Légende photo ci-dessous : Inauguration du hub WIA



Plus largement, quelles formes de coopération proposez-vous aux pays africains, aujourd’hui, pour demain ?

C. B. : Il est important de ne pas agir seul, nous voulons créer des coalitions d’intérêts, des partenariats entre le secteur public et le secteur privé pour assurer la pérennité et la cohérence des actions. Plusieurs programmes me tiennent particulièrement à cœur, notamment ceux que nous mettons en place en faveur des femmes africaines. Nous avons une approche globale. Par exemple, le programme Women in Africa se matérialise par de la formation, du mentorat, de la mise en réseau et de l’accès au financement. Nos activités doivent servir à donner une impulsion au développement d’autres activités économiques. Autre exemple, Comilog a signé un accord de partenariat avec la Journée de la femme digitale au Gabon pour la formation aux technologies digitales et l’accompagnement de startup auprès de 500 jeunes femmes d’ici 2024. Cela nous permet d’attirer les talents féminins, encore trop peu nombreux — et ainsi de bénéficier de ces compétences pour accélérer notre transformation digitale.

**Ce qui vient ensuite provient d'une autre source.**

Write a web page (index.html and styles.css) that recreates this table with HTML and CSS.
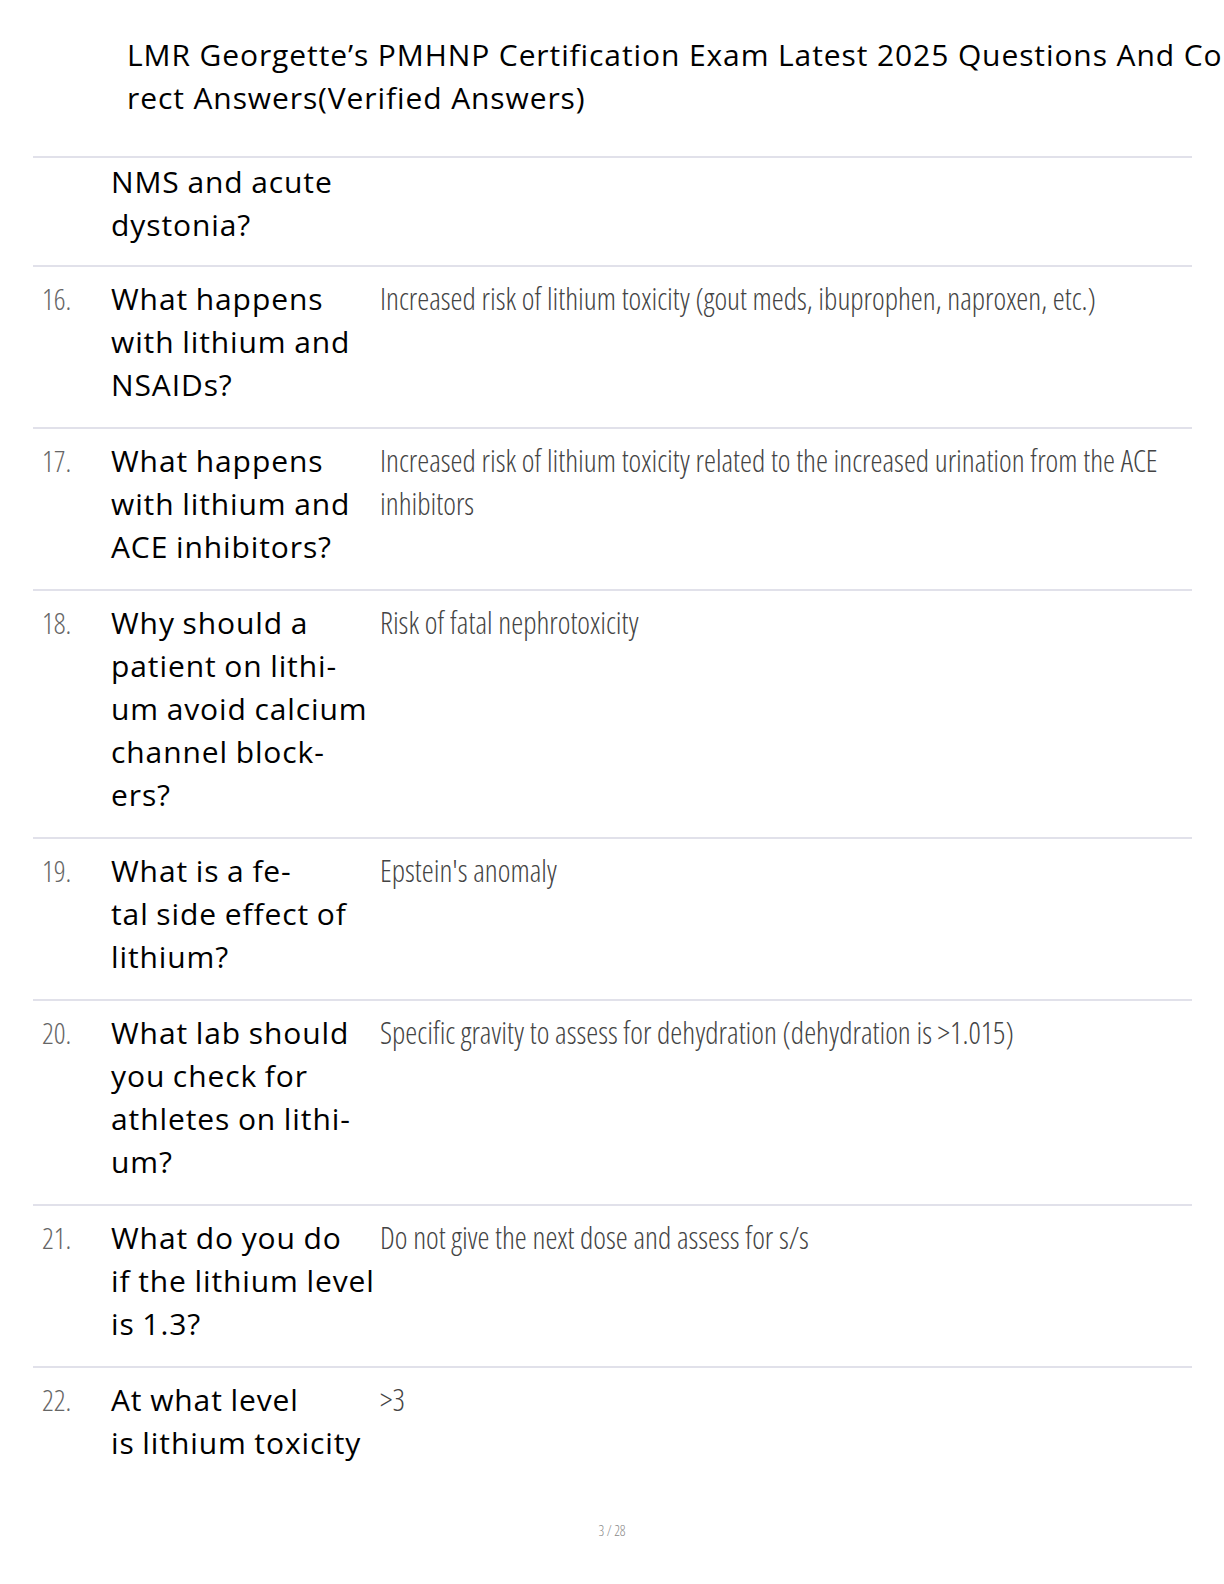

Pour renforcer nos ambitions en matière de contribution sociétale, nous avons décidé de créer un programme dédié à la création d’impact positif, durable et mesurable que nous lancerons prochainement en ligne avec pour volonté de contribuer au bien-vivre ensemble. Il visera à donner un cadre applicable aux entités du groupe pour sélectionner les projets à impact positif. Nous en reparlerons bientôt.